Is a new concept of coliving the next big thing in China?
The sharing economy has normalised sharing our cars with strangers through Uber, our homes with tourists through Airbnb, our workspaces through co-working office spaces through companies like WeWork, and now, our everyday lives, thanks to new “co-living” concepts.
College education in China makes interprovincial movement much easier for young people, making them an essential part of work- and house-hunting groups in cities. Many social changes such as the declining affordability of home ownership as well as delayed marriage and childbearing make house sharing a popular residential choice for young people. From baby boomers to millennials, people are increasingly looking for compact, mixed-use communities with reliable, convenient transit systems.

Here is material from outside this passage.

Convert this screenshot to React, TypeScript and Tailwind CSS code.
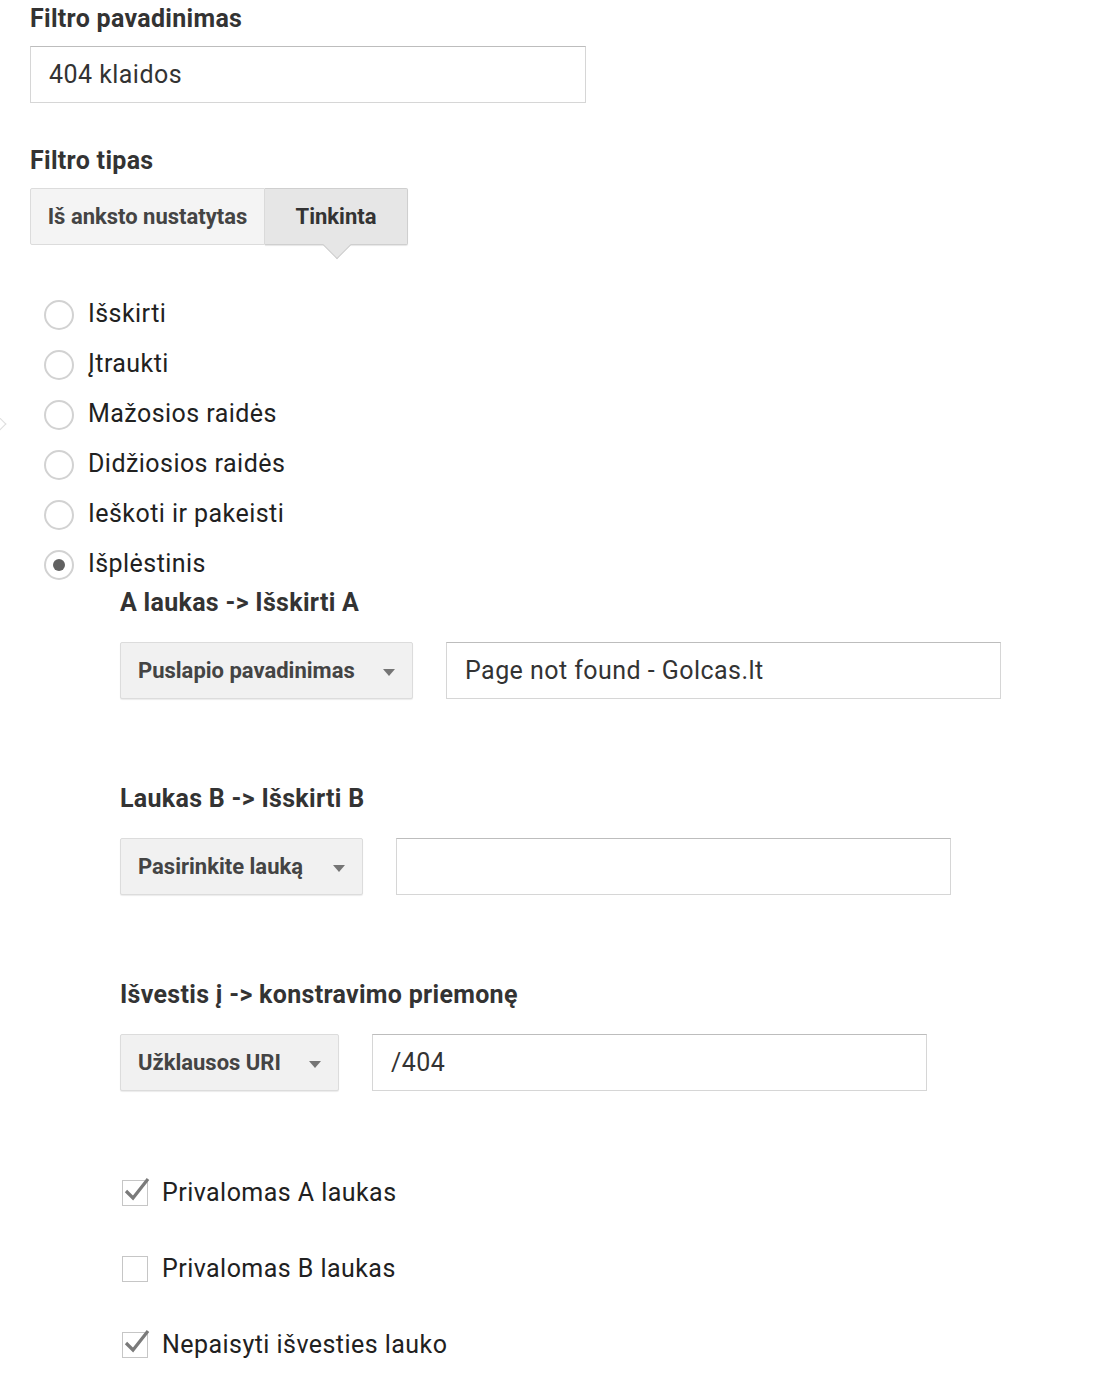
import React from "react";

const font = { fontFamily: "Roboto, 'Noto Sans', Arial, sans-serif" };

function Heading({ children }: { children: React.ReactNode }) {
  return (
    <h2 className="text-[25px] leading-[28px] font-bold tracking-[0.3px] text-[#333]">
      {children}
    </h2>
  );
}

function TextInput({ value, width }: { value: string; width: string }) {
  return (
    <div
      className={`${width} h-[57px] border border-[#d6d6d6] border-t-[#bdbdbd] bg-white flex items-center px-[18px] text-[25px] tracking-[0.45px] text-[#333]`}
    >
      {value}
    </div>
  );
}

function Dropdown({ label, width }: { label: string; width: string }) {
  return (
    <div
      className={`${width} h-[57px] rounded-[2px] border border-[#dcdcdc] bg-[#f1f1f1] shadow-[0_1px_1px_rgba(0,0,0,0.08)] flex items-center justify-between pl-[17px] pr-[16px]`}
    >
      <span className="text-[22px] font-bold text-[#444]">{label}</span>
      <svg width="14" height="8" viewBox="0 0 14 8" className="mt-[4px]">
        <path d="M1 0 L13 0 L7 7 Z" fill="#757575" />
      </svg>
    </div>
  );
}

function Radio({ label, checked }: { label: string; checked?: boolean }) {
  return (
    <div className="h-[50px] flex items-center gap-[14px]">
      <span className="w-[30px] h-[30px] rounded-full border-2 border-[#d2d2d2] bg-white flex items-center justify-center">
        {checked && <span className="w-[12px] h-[12px] rounded-full bg-[#616161]" />}
      </span>
      <span className="text-[25px] tracking-[0.45px] text-[#212121] -mt-[3px]">{label}</span>
    </div>
  );
}

function Checkbox({ label, checked }: { label: string; checked?: boolean }) {
  return (
    <div className="h-[40px] flex items-center gap-[14px]">
      <span className="relative w-[26px] h-[26px] border border-[#c6c6c6] bg-white">
        {checked && (
          <svg
            width="30"
            height="30"
            viewBox="0 0 30 30"
            className="absolute left-[-1px] top-[-6px]"
          >
            <path
              d="M4 16 L11 23 L26 4"
              fill="none"
              stroke="#7a7a7a"
              strokeWidth="3.2"
              strokeLinejoin="miter"
            />
          </svg>
        )}
      </span>
      <span className="text-[25px] tracking-[0.45px] text-[#212121]">{label}</span>
    </div>
  );
}

function FieldRow({
  heading,
  select,
  selectWidth,
  value,
}: {
  heading: string;
  select: string;
  selectWidth: string;
  value: string;
}) {
  return (
    <div className="flex flex-col">
      <Heading>{heading}</Heading>
      <div className="flex gap-[33px] mt-[25px]">
        <Dropdown label={select} width={selectWidth} />
        <TextInput value={value} width="w-[555px]" />
      </div>
    </div>
  );
}

export default function App() {
  return (
    <div style={font} className="relative w-[1096px] min-h-[1374px] bg-white pl-[30px] pt-[5px]">
      {/* stray arrow at left edge */}
      <span className="absolute left-[-8px] top-[418px] w-[12px] h-[12px] rotate-45 border-t border-r border-[#dedede]" />

      <Heading>Filtro pavadinimas</Heading>
      <div className="mt-[13px]">
        <TextInput value="404 klaidos" width="w-[556px]" />
      </div>

      <div className="mt-[44px]">
        <Heading>Filtro tipas</Heading>
      </div>

      {/* type toggle */}
      <div className="mt-[13px] flex">
        <div className="w-[235px] h-[57px] border border-[#dcdcdc] bg-[#f4f4f4] rounded-l-[2px] flex items-center justify-center text-[22px] font-bold text-[#444]">
          Iš anksto nustatytas
        </div>
        <div className="relative w-[143px] h-[57px] border border-[#cfcfcf] border-l-0 bg-[#e6e6e6] rounded-r-[2px] shadow-[0_1px_1px_rgba(0,0,0,0.1)] flex items-center justify-center text-[22px] font-bold text-[#333]">
          Tinkinta
          <span className="absolute left-[62px] bottom-[-11px] w-[20px] h-[20px] rotate-45 bg-[#e6e6e6] border-r border-b border-[#cfcfcf]" />
        </div>
      </div>

      {/* radios */}
      <div className="mt-[45px] pl-[14px] flex flex-col">
        <Radio label="Išskirti" />
        <Radio label="Įtraukti" />
        <Radio label="Mažosios raidės" />
        <Radio label="Didžiosios raidės" />
        <Radio label="Ieškoti ir pakeisti" />
        <Radio label="Išplėstinis" checked />
      </div>

      <div className="pl-[90px] flex flex-col">
        <div className="-mt-[1px]">
          <FieldRow
            heading="A laukas -> Išskirti A"
            select="Puslapio pavadinimas"
            selectWidth="w-[293px]"
            value="Page not found - Golcas.lt"
          />
        </div>
        <div className="mt-[86px]">
          <FieldRow
            heading="Laukas B -> Išskirti B"
            select="Pasirinkite lauką"
            selectWidth="w-[243px]"
            value=""
          />
        </div>
        <div className="mt-[86px]">
          <FieldRow
            heading="Išvestis į -> konstravimo priemonę"
            select="Užklausos URI"
            selectWidth="w-[219px]"
            value="/404"
          />
        </div>

        <div className="mt-[82px] pl-[2px] flex flex-col gap-[36px]">
          <Checkbox label="Privalomas A laukas" checked />
          <Checkbox label="Privalomas B laukas" />
          <Checkbox label="Nepaisyti išvesties lauko" checked />
        </div>
      </div>
    </div>
  );
}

Student-style accommodation with communal facilities could help solve the housing crisis and regenerate urban centres around the country. I expect the raise of something between student accommodation and a hotel. A space that could offer tenants serviced rooms in shared apartments with communal lounges, kitchens and bathrooms. Something designed to be safe and at an affordable price, but for rent rather than purchase. Young people today interpret their quality of life differently to a generation before. They want to live in the middle of the action, seek a more sociable lifestyle, close to cultural life and amenities. And they’re happier actually living in a smaller unit to do that. They are not as absorbed by the need to own property. Didi Chuxing, Mobike and rental car services like the upcoming LYNK & CO, but even subscription based video services are all good examples of how Generation Y is choosing to do away with belongings. They are all about experiences and there’s a future for work and living spaces to catch up with this whole co-movement.